Al doblar la esquina entramos en una ciudad totalmente distinta. Lejos de la aparente decadencia que transmitían las numerosas casas con ventanales rotos y azulejos caídos, la Rúa de Santa Catarina trazaba una línea recta de edificios nuevos y limpios, y aunque algunas fachadas se resistían a abandonar la costumbre de revestirse de azulejos, tan típicos de Oporto, la mayoría guardaban una estética mucho más discreta. Lejos de las calles tortuosas, empinadas y oscuras de los alrededores de la Catedral, esta parte de la ciudad abría sus espacios a la luz y su vista al horizonte. Parecía que toda la gente de la ciudad hubiese salido a pasear sobre aquellas aceras adoquinadas. El día estaba gris y triste pero el bullicio de la gente, las luces de los escaparates y el colorido de los carteles y banderolas, trataban de espantar el sentimiento de nostalgia y melancolía que daba recorrer ciertas partes de la ciudad. Un payaso regalaba globos con forma de animales a los niños. Yo si hubiese sido niño creo que un tipo de dos metros con una peluca roja enorme, sonrisa pintada permanente y zapatos desproporcionados me hubiera dado más miedo que alegría, pero parece ser que los niños se quedan mirando fijamente los globos e ignoran al payaso. Vamos, que igual podría haber estado regalando globos el hombre del saco o Herodes.

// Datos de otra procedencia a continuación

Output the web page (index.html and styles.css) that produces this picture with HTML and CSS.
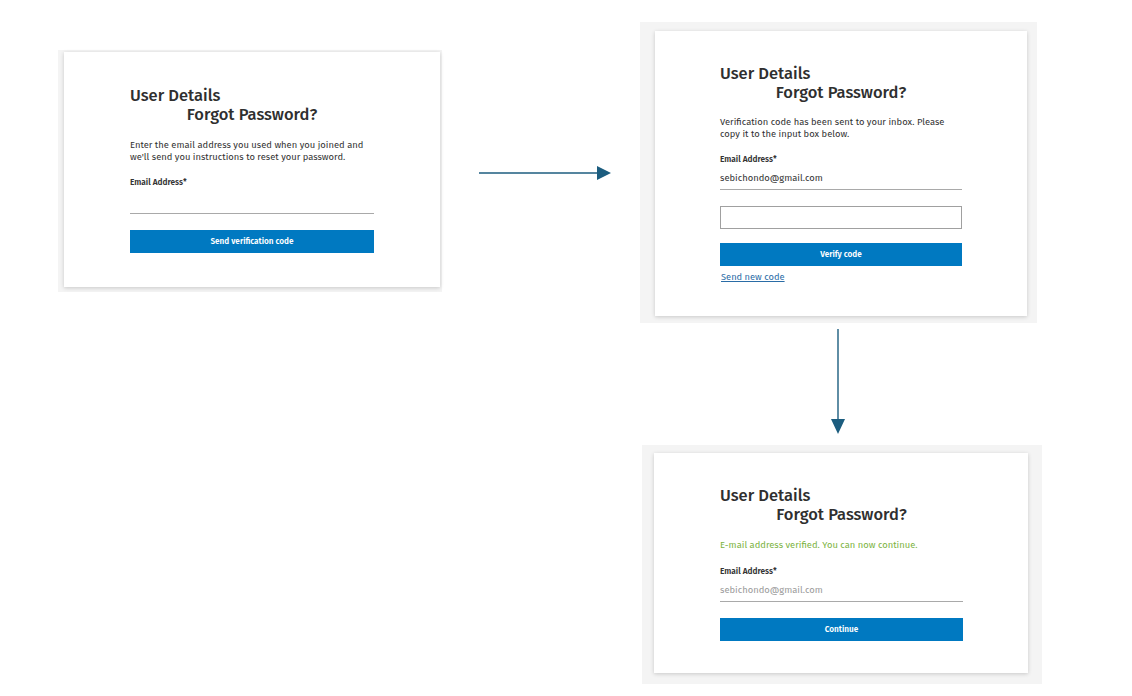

La lluvia no parecía tal. No se sabía si las gotas caían o estaban suspendidas en el aire. No sacabas el paraguas porque no parecía que lloviera y a los cinco minutos estabas calado hasta los huesos. La débil neblina que conformaban las gotas se mezclaba además con el humo que desprendían un par de puestos de castañas asadas que me hizo acordarme de mi abuela Ana. Ella tiene un pequeño cazo agujereado de los que se usaban antes para asar castañas, pero en realidad me acuerdo porque asocio el olor a castañas asadas con el otoño y con el 1 de Noviembre, cuando mi abuela siempre hacía boniatos asados y yo esperaba ansioso a perderme en ese sabor dulzón.
Al avanzar por la calle escuchamos una melodía por encima del bullicio general. Parecía el sonido de una flauta o instrumento similar, que lanzaba notas al aire para mezclarlas con la lluvia disfrazada de neblina y el humo acastañado. Una señora mayor, apostada contra la fachada de uno de los edificios, tocaba su instrumento enfrente del Café Majestic, y al verla se me hizo un nudo en la garganta. Esperaba ver tristeza, dolor o soledad en sus ojos. Pero no esperaba ver la nada. Ni siquiera los ojos perdidos de una persona ciega. Entre las cejas y los pómulos, sólo había piel. Tan sólo un pequeño valle entre ambos y cierto aspecto tenso de la piel en esa zona, mostraba que antaño allí quizás habían existido dos ojos, con la misma vida que los que ahora le miran. Me quedé parado pensando en cómo distinguiría el día de la noche, cómo sabría si las calles eran decadentes como las de la zona de la Catedral o nuevas como ésta de Santa Catarina. Me pregunté cómo sería no poder llorar.
Agaché la cabeza y continuamos andando, para perdernos de nuevo por la ciudad antigua, la de las calles tortuosas, edificios ruinosos y alumbrado deficiente. De repente ya no me parecía todo tan decadente.